### To be done
Copy the data below exactly, omitting any picture it contains.
+++ Given material +++
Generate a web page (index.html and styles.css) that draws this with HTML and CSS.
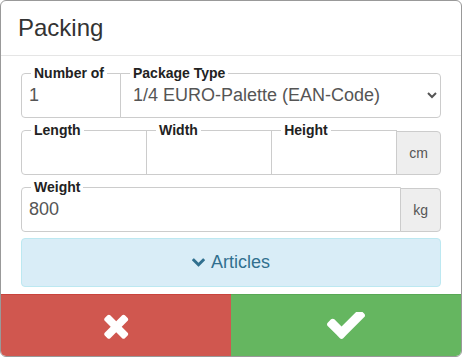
FILE: index.html
```html
<!DOCTYPE html>
<html lang="en">
<head>
    <meta charset="UTF-8">
    <title>Packing</title>
    <link rel="stylesheet" href="styles.css">
</head>
<body>

<div class="modal">
    <div class="modal-header">
        <h4 class="modal-title">Packing</h4>
    </div>

    <div class="modal-body">
        <!-- Anzahl + Verpackungsart -->
        <div class="field-row">
            <fieldset class="field field-qty">
                <legend>Number of</legend>
                <input type="text" value="1">
            </fieldset>
            <fieldset class="field field-last">
                <legend>Package Type</legend>
                <select>
                    <option>1/4 EURO-Palette (EAN-Code)</option>
                </select>
            </fieldset>
        </div>

        <!-- Abmessungen -->
        <div class="field-row">
            <fieldset class="field field-dim">
                <legend>Length</legend>
                <input type="text">
            </fieldset>
            <fieldset class="field field-dim field-mid">
                <legend>Width</legend>
                <input type="text">
            </fieldset>
            <fieldset class="field field-dim field-mid">
                <legend>Height</legend>
                <input type="text">
            </fieldset>
            <span class="addon">cm</span>
        </div>

        <!-- Gewicht -->
        <div class="field-row">
            <fieldset class="field field-grow">
                <legend>Weight</legend>
                <input type="text" value="800">
            </fieldset>
            <span class="addon">kg</span>
        </div>

        <button class="btn-articles">
            <svg class="chevron" viewBox="90 533 1612 1035" width="13" height="9">
                <path d="M1683 808l-742 741q-19 19-45 19t-45-19l-742-741q-19-19-19-45.5t19-45.5l166-165q19-19 45-19t45 19l531 531 531-531q19-19 45-19t45 19l166 165q19 19 19 45.5t-19 45.5z"/>
            </svg>
            Articles
        </button>
    </div>

    <div class="modal-footer">
        <button class="btn-footer btn-cancel">
            <svg viewBox="262 230 1248 1334" width="26" height="27">
                <path d="M1490 1322q0 40-28 68l-136 136q-28 28-68 28t-68-28l-294-294-294 294q-28 28-68 28t-68-28l-136-136q-28-28-28-68t28-68l294-294-294-294q-28-28-28-68t28-68l136-136q28-28 68-28t68 28l294 294 294-294q28-28 68-28t68 28l136 136q28 28 28 68t-28 68l-294 294 294 294q28 28 28 68z"/>
            </svg>
        </button>
        <button class="btn-footer btn-ok">
            <svg viewBox="121 430 1550 1092" width="38" height="27">
                <path d="M1671 566q0 40-28 68l-724 724-136 136q-28 28-68 28t-68-28l-136-136-362-362q-28-28-28-68t28-68l136-136q28-28 68-28t68 28l294 295 656-657q28-28 68-28t68 28l136 136q28 28 28 68z"/>
            </svg>
        </button>
    </div>
</div>

</body>
</html>
```

FILE: styles.css
```css
body {
    margin: 0;
    background-color: #fff;
    font-family: "Liberation Sans", Arial, sans-serif;
    color: #333;
}

.modal {
    width: 460px;
    height: 355px;
    border: 1px solid #999;
    border-radius: 6px;
    display: flex;
    flex-direction: column;
    overflow: hidden;
}

/* Kopf */
.modal-header {
    height: 54px;
    border-bottom: 1px solid #e5e5e5;
    padding: 0 17px;
    display: flex;
    align-items: center;
}

.modal-title {
    margin: 0;
    font-size: 24px;
    font-weight: normal;
    line-height: 26px;
    color: #333;
}

/* Formular */
.modal-body {
    flex: 1;
    padding: 9px 20px 7px;
}

.field-row {
    display: flex;
    align-items: flex-end;
    margin-bottom: 4px;
}

.field {
    margin: 0;
    padding: 0 0 8px;
    min-width: 0;
    border: 1px solid #ccc;
    border-radius: 4px;
}

.field legend {
    margin-left: 9px;
    padding: 0 3px;
    font-size: 14px;
    font-weight: bold;
    line-height: 16px;
    color: #222;
    white-space: nowrap;
}

.field input,
.field select {
    display: block;
    width: 100%;
    box-sizing: border-box;
    height: 28px;
    border: none;
    background: transparent;
    font-family: inherit;
    font-size: 18px;
    color: #555;
    outline: none;
}

.field input {
    padding: 0 7px;
}

.field select {
    padding: 0 6px 0 8px;
}

.field-qty {
    width: 100px;
    box-sizing: border-box;
    border-radius: 4px 0 0 4px;
}

.field-last {
    flex: 1;
    margin-left: -1px;
    border-radius: 0 4px 4px 0;
}

.field-dim {
    flex: 1;
    border-radius: 4px 0 0 4px;
}

.field-mid {
    margin-left: -1px;
    border-radius: 0;
}

.field-grow {
    flex: 1;
    border-radius: 4px 0 0 4px;
}

.addon {
    height: 44px;
    box-sizing: border-box;
    margin-left: -1px;
    padding: 0 12px;
    display: flex;
    align-items: center;
    background-color: #eee;
    border: 1px solid #ccc;
    border-radius: 0 4px 4px 0;
    font-size: 14px;
    color: #555;
}

.btn-articles {
    width: 100%;
    height: 49px;
    margin-top: 6px;
    display: flex;
    align-items: center;
    justify-content: center;
    gap: 6px;
    background-color: #d9edf7;
    border: 1px solid #bce8f1;
    border-radius: 4px;
    font-family: inherit;
    font-size: 18px;
    color: #31708f;
    cursor: pointer;
}

.chevron {
    fill: #31708f;
}

/* Fuss mit den zwei Knöpfen */
.modal-footer {
    display: flex;
    height: 62px;
}

.btn-footer {
    flex: 1;
    margin: 0;
    border: none;
    display: flex;
    align-items: center;
    justify-content: center;
    cursor: pointer;
}

.btn-footer svg {
    fill: #fff;
}

.btn-cancel {
    background-color: #d0574f;
    border-top: 1px solid #c9443d;
}

.btn-ok {
    background-color: #65b660;
    border-top: 1px solid #59a855;
}
```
+++
### The completed task
Generate a web page (index.html and styles.css) that draws this with HTML and CSS.
FILE: index.html
```html
<!DOCTYPE html>
<html lang="en">
<head>
    <meta charset="UTF-8">
    <title>Packing</title>
    <link rel="stylesheet" href="styles.css">
</head>
<body>

<div class="modal">
    <div class="modal-header">
        <h4 class="modal-title">Packing</h4>
    </div>

    <div class="modal-body">
        <!-- Anzahl + Verpackungsart -->
        <div class="field-row">
            <fieldset class="field field-qty">
                <legend>Number of</legend>
                <input type="text" value="1">
            </fieldset>
            <fieldset class="field field-last">
                <legend>Package Type</legend>
                <select>
                    <option>1/4 EURO-Palette (EAN-Code)</option>
                </select>
            </fieldset>
        </div>

        <!-- Abmessungen -->
        <div class="field-row">
            <fieldset class="field field-dim">
                <legend>Length</legend>
                <input type="text">
            </fieldset>
            <fieldset class="field field-dim field-mid">
                <legend>Width</legend>
                <input type="text">
            </fieldset>
            <fieldset class="field field-dim field-mid">
                <legend>Height</legend>
                <input type="text">
            </fieldset>
            <span class="addon">cm</span>
        </div>

        <!-- Gewicht -->
        <div class="field-row">
            <fieldset class="field field-grow">
                <legend>Weight</legend>
                <input type="text" value="800">
            </fieldset>
            <span class="addon">kg</span>
        </div>

        <button class="btn-articles">
            <svg class="chevron" viewBox="90 533 1612 1035" width="13" height="9">
                <path d="M1683 808l-742 741q-19 19-45 19t-45-19l-742-741q-19-19-19-45.5t19-45.5l166-165q19-19 45-19t45 19l531 531 531-531q19-19 45-19t45 19l166 165q19 19 19 45.5t-19 45.5z"/>
            </svg>
            Articles
        </button>
    </div>

    <div class="modal-footer">
        <button class="btn-footer btn-cancel">
            <svg viewBox="262 230 1248 1334" width="26" height="27">
                <path d="M1490 1322q0 40-28 68l-136 136q-28 28-68 28t-68-28l-294-294-294 294q-28 28-68 28t-68-28l-136-136q-28-28-28-68t28-68l294-294-294-294q-28-28-28-68t28-68l136-136q28-28 68-28t68 28l294 294 294-294q28-28 68-28t68 28l136 136q28 28 28 68t-28 68l-294 294 294 294q28 28 28 68z"/>
            </svg>
        </button>
        <button class="btn-footer btn-ok">
            <svg viewBox="121 430 1550 1092" width="38" height="27">
                <path d="M1671 566q0 40-28 68l-724 724-136 136q-28 28-68 28t-68-28l-136-136-362-362q-28-28-28-68t28-68l136-136q28-28 68-28t68 28l294 295 656-657q28-28 68-28t68 28l136 136q28 28 28 68z"/>
            </svg>
        </button>
    </div>
</div>

</body>
</html>
```

FILE: styles.css
```css
body {
    margin: 0;
    background-color: #fff;
    font-family: "Liberation Sans", Arial, sans-serif;
    color: #333;
}

.modal {
    width: 460px;
    height: 355px;
    border: 1px solid #999;
    border-radius: 6px;
    display: flex;
    flex-direction: column;
    overflow: hidden;
}

/* Kopf */
.modal-header {
    height: 54px;
    border-bottom: 1px solid #e5e5e5;
    padding: 0 17px;
    display: flex;
    align-items: center;
}

.modal-title {
    margin: 0;
    font-size: 24px;
    font-weight: normal;
    line-height: 26px;
    color: #333;
}

/* Formular */
.modal-body {
    flex: 1;
    padding: 9px 20px 7px;
}

.field-row {
    display: flex;
    align-items: flex-end;
    margin-bottom: 4px;
}

.field {
    margin: 0;
    padding: 0 0 8px;
    min-width: 0;
    border: 1px solid #ccc;
    border-radius: 4px;
}

.field legend {
    margin-left: 9px;
    padding: 0 3px;
    font-size: 14px;
    font-weight: bold;
    line-height: 16px;
    color: #222;
    white-space: nowrap;
}

.field input,
.field select {
    display: block;
    width: 100%;
    box-sizing: border-box;
    height: 28px;
    border: none;
    background: transparent;
    font-family: inherit;
    font-size: 18px;
    color: #555;
    outline: none;
}

.field input {
    padding: 0 7px;
}

.field select {
    padding: 0 6px 0 8px;
}

.field-qty {
    width: 100px;
    box-sizing: border-box;
    border-radius: 4px 0 0 4px;
}

.field-last {
    flex: 1;
    margin-left: -1px;
    border-radius: 0 4px 4px 0;
}

.field-dim {
    flex: 1;
    border-radius: 4px 0 0 4px;
}

.field-mid {
    margin-left: -1px;
    border-radius: 0;
}

.field-grow {
    flex: 1;
    border-radius: 4px 0 0 4px;
}

.addon {
    height: 44px;
    box-sizing: border-box;
    margin-left: -1px;
    padding: 0 12px;
    display: flex;
    align-items: center;
    background-color: #eee;
    border: 1px solid #ccc;
    border-radius: 0 4px 4px 0;
    font-size: 14px;
    color: #555;
}

.btn-articles {
    width: 100%;
    height: 49px;
    margin-top: 6px;
    display: flex;
    align-items: center;
    justify-content: center;
    gap: 6px;
    background-color: #d9edf7;
    border: 1px solid #bce8f1;
    border-radius: 4px;
    font-family: inherit;
    font-size: 18px;
    color: #31708f;
    cursor: pointer;
}

.chevron {
    fill: #31708f;
}

/* Fuss mit den zwei Knöpfen */
.modal-footer {
    display: flex;
    height: 62px;
}

.btn-footer {
    flex: 1;
    margin: 0;
    border: none;
    display: flex;
    align-items: center;
    justify-content: center;
    cursor: pointer;
}

.btn-footer svg {
    fill: #fff;
}

.btn-cancel {
    background-color: #d0574f;
    border-top: 1px solid #c9443d;
}

.btn-ok {
    background-color: #65b660;
    border-top: 1px solid #59a855;
}
```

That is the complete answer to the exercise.